What you need to do: Type out the data exactly as given. Skip any image.

-- START Collected data --

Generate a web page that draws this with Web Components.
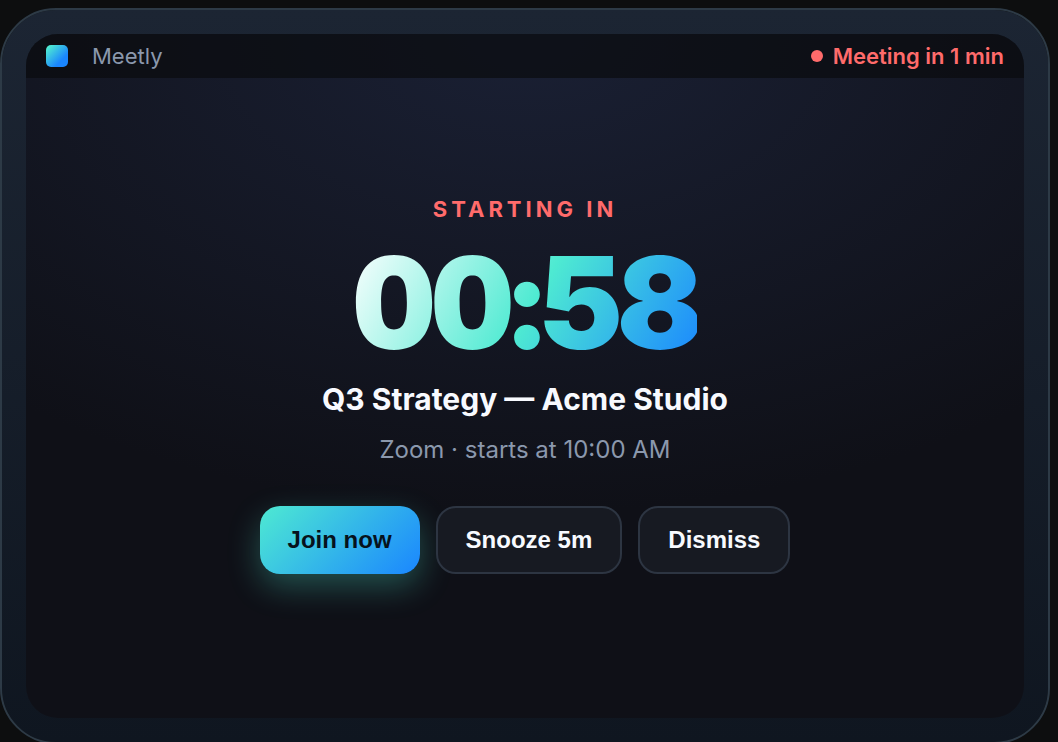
<!DOCTYPE html>
<html lang="en">
<head>
<meta charset="utf-8">
<title>Meetly</title>
<style>
  html { background: #0d0e0f; }
  body {
    margin: 0; height: 100vh; overflow: hidden; box-sizing: border-box;
    padding: 8px 8px 0 0; display: flex; flex-direction: column;
    font-family: Inter, sans-serif; color: #f8faff;
    background: #0d0e0f;
  }
</style>
</head>
<body>
<device-frame>
  <menu-bar slot="bar" name="Meetly" status="Meeting in 1 min"></menu-bar>
  <meeting-alert>
    <span slot="label">Starting in</span>
    <count-down slot="time">00:58</count-down>
    <span slot="title">Q3 Strategy — Acme Studio</span>
    <span slot="meta">Zoom · starts at 10:00 AM</span>
    <action-button slot="actions" primary>Join now</action-button>
    <action-button slot="actions">Snooze 5m</action-button>
    <action-button slot="actions">Dismiss</action-button>
  </meeting-alert>
</device-frame>
<script>
class Base extends HTMLElement {
  constructor() {
    super();
    this.attachShadow({ mode: "open" }).innerHTML = this.constructor.markup;
  }
}

customElements.define("device-frame", class extends Base {
  static markup = `
    <style>
      :host {
        display: flex; flex: 1; box-sizing: border-box; margin-bottom: -2px; padding: 24px;
        border: 2px solid #2d3a46; border-radius: 56px;
        background: linear-gradient(180deg, #1c2533 0%, #0f1620 100%) padding-box;
      }
      .screen {
        flex: 1; display: flex; flex-direction: column; overflow: hidden; border-radius: 32px;
        background: radial-gradient(ellipse 80% 70% at 50% 0%, #1a2034 0%, #0f1017 100%);
      }
    </style>
    <div class="screen"><slot name="bar"></slot><slot></slot></div>`;
});

customElements.define("menu-bar", class extends Base {
  static markup = `
    <style>
      :host { display: block; }
      header {
        display: flex; align-items: center; justify-content: space-between; box-sizing: border-box;
        height: 44px; padding: 0 20px; font-size: 22px; line-height: 28px; background: rgba(10, 11, 14, 0.7);
      }
      .app, .status { display: flex; align-items: center; }
      .app { gap: 24px; color: #8b98ad; }
      .logo { width: 22px; height: 22px; border-radius: 5px; background: linear-gradient(135deg, #4eead2 10%, #1a86ff 70%); }
      .status { gap: 10px; color: #ff6b6b; font-weight: 600; }
      .dot { width: 12px; height: 12px; border-radius: 50%; background: currentColor; }
    </style>
    <header>
      <div class="app"><span class="logo"></span><span class="name"></span></div>
      <div class="status"><span class="dot"></span><span class="text"></span></div>
    </header>`;
  connectedCallback() {
    this.shadowRoot.querySelector(".name").textContent = this.getAttribute("name");
    this.shadowRoot.querySelector(".text").textContent = this.getAttribute("status");
  }
});

customElements.define("meeting-alert", class extends Base {
  static markup = `
    <style>
      :host {
        flex: 1; display: flex; flex-direction: column; align-items: center; justify-content: center;
        padding-bottom: 28px; text-align: center;
      }
      .label { font-size: 22px; line-height: 28px; font-weight: 700; letter-spacing: 4px; text-transform: uppercase; color: #ff6b6b; }
      .time { margin: 16px 0 14px; }
      h1 { margin: 0 0 19px; font-size: 30px; line-height: 36px; font-weight: 700; }
      .meta { margin: 0; font-size: 24px; line-height: 28px; color: #8b98ad; }
      .actions { display: flex; gap: 16px; margin-top: 42px; }
    </style>
    <div class="label"><slot name="label"></slot></div>
    <div class="time"><slot name="time"></slot></div>
    <h1><slot name="title"></slot></h1>
    <p class="meta"><slot name="meta"></slot></p>
    <div class="actions"><slot name="actions"></slot></div>`;
});

customElements.define("count-down", class extends Base {
  static markup = `
    <style>
      :host {
        display: block; font-size: 128px; line-height: 128px; font-weight: 900; letter-spacing: -4px;
        font-variant-numeric: tabular-nums;
      }
      span {
        display: block; color: transparent;
        background: linear-gradient(120deg, #ffffff 0%, #4eead2 52%, #1a86ff 100%);
        -webkit-background-clip: text; background-clip: text;
      }
    </style>
    <span><slot></slot></span>`;
});

customElements.define("action-button", class extends Base {
  static markup = `
    <style>
      :host { display: block; }
      button {
        box-sizing: border-box; height: 68px; padding: 0 28px; border: 2px solid #2d3542; border-radius: 20px;
        font: 700 24px/28px "Liberation Sans", Arial, sans-serif; color: #f8faff; background: #171a22;
        cursor: pointer;
      }
      :host([primary]) button {
        border: 0; color: #06121c; background: linear-gradient(135deg, #4eead2, #1a86ff);
        box-shadow: 0 12px 32px rgba(78, 234, 210, 0.3);
      }
    </style>
    <button type="button"><slot></slot></button>`;
});
</script>
</body>
</html>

-- END Collected data --

Output for this exercise:
Generate a web page that draws this with Web Components.
<!DOCTYPE html>
<html lang="en">
<head>
<meta charset="utf-8">
<title>Meetly</title>
<style>
  html { background: #0d0e0f; }
  body {
    margin: 0; height: 100vh; overflow: hidden; box-sizing: border-box;
    padding: 8px 8px 0 0; display: flex; flex-direction: column;
    font-family: Inter, sans-serif; color: #f8faff;
    background: #0d0e0f;
  }
</style>
</head>
<body>
<device-frame>
  <menu-bar slot="bar" name="Meetly" status="Meeting in 1 min"></menu-bar>
  <meeting-alert>
    <span slot="label">Starting in</span>
    <count-down slot="time">00:58</count-down>
    <span slot="title">Q3 Strategy — Acme Studio</span>
    <span slot="meta">Zoom · starts at 10:00 AM</span>
    <action-button slot="actions" primary>Join now</action-button>
    <action-button slot="actions">Snooze 5m</action-button>
    <action-button slot="actions">Dismiss</action-button>
  </meeting-alert>
</device-frame>
<script>
class Base extends HTMLElement {
  constructor() {
    super();
    this.attachShadow({ mode: "open" }).innerHTML = this.constructor.markup;
  }
}

customElements.define("device-frame", class extends Base {
  static markup = `
    <style>
      :host {
        display: flex; flex: 1; box-sizing: border-box; margin-bottom: -2px; padding: 24px;
        border: 2px solid #2d3a46; border-radius: 56px;
        background: linear-gradient(180deg, #1c2533 0%, #0f1620 100%) padding-box;
      }
      .screen {
        flex: 1; display: flex; flex-direction: column; overflow: hidden; border-radius: 32px;
        background: radial-gradient(ellipse 80% 70% at 50% 0%, #1a2034 0%, #0f1017 100%);
      }
    </style>
    <div class="screen"><slot name="bar"></slot><slot></slot></div>`;
});

customElements.define("menu-bar", class extends Base {
  static markup = `
    <style>
      :host { display: block; }
      header {
        display: flex; align-items: center; justify-content: space-between; box-sizing: border-box;
        height: 44px; padding: 0 20px; font-size: 22px; line-height: 28px; background: rgba(10, 11, 14, 0.7);
      }
      .app, .status { display: flex; align-items: center; }
      .app { gap: 24px; color: #8b98ad; }
      .logo { width: 22px; height: 22px; border-radius: 5px; background: linear-gradient(135deg, #4eead2 10%, #1a86ff 70%); }
      .status { gap: 10px; color: #ff6b6b; font-weight: 600; }
      .dot { width: 12px; height: 12px; border-radius: 50%; background: currentColor; }
    </style>
    <header>
      <div class="app"><span class="logo"></span><span class="name"></span></div>
      <div class="status"><span class="dot"></span><span class="text"></span></div>
    </header>`;
  connectedCallback() {
    this.shadowRoot.querySelector(".name").textContent = this.getAttribute("name");
    this.shadowRoot.querySelector(".text").textContent = this.getAttribute("status");
  }
});

customElements.define("meeting-alert", class extends Base {
  static markup = `
    <style>
      :host {
        flex: 1; display: flex; flex-direction: column; align-items: center; justify-content: center;
        padding-bottom: 28px; text-align: center;
      }
      .label { font-size: 22px; line-height: 28px; font-weight: 700; letter-spacing: 4px; text-transform: uppercase; color: #ff6b6b; }
      .time { margin: 16px 0 14px; }
      h1 { margin: 0 0 19px; font-size: 30px; line-height: 36px; font-weight: 700; }
      .meta { margin: 0; font-size: 24px; line-height: 28px; color: #8b98ad; }
      .actions { display: flex; gap: 16px; margin-top: 42px; }
    </style>
    <div class="label"><slot name="label"></slot></div>
    <div class="time"><slot name="time"></slot></div>
    <h1><slot name="title"></slot></h1>
    <p class="meta"><slot name="meta"></slot></p>
    <div class="actions"><slot name="actions"></slot></div>`;
});

customElements.define("count-down", class extends Base {
  static markup = `
    <style>
      :host {
        display: block; font-size: 128px; line-height: 128px; font-weight: 900; letter-spacing: -4px;
        font-variant-numeric: tabular-nums;
      }
      span {
        display: block; color: transparent;
        background: linear-gradient(120deg, #ffffff 0%, #4eead2 52%, #1a86ff 100%);
        -webkit-background-clip: text; background-clip: text;
      }
    </style>
    <span><slot></slot></span>`;
});

customElements.define("action-button", class extends Base {
  static markup = `
    <style>
      :host { display: block; }
      button {
        box-sizing: border-box; height: 68px; padding: 0 28px; border: 2px solid #2d3542; border-radius: 20px;
        font: 700 24px/28px "Liberation Sans", Arial, sans-serif; color: #f8faff; background: #171a22;
        cursor: pointer;
      }
      :host([primary]) button {
        border: 0; color: #06121c; background: linear-gradient(135deg, #4eead2, #1a86ff);
        box-shadow: 0 12px 32px rgba(78, 234, 210, 0.3);
      }
    </style>
    <button type="button"><slot></slot></button>`;
});
</script>
</body>
</html>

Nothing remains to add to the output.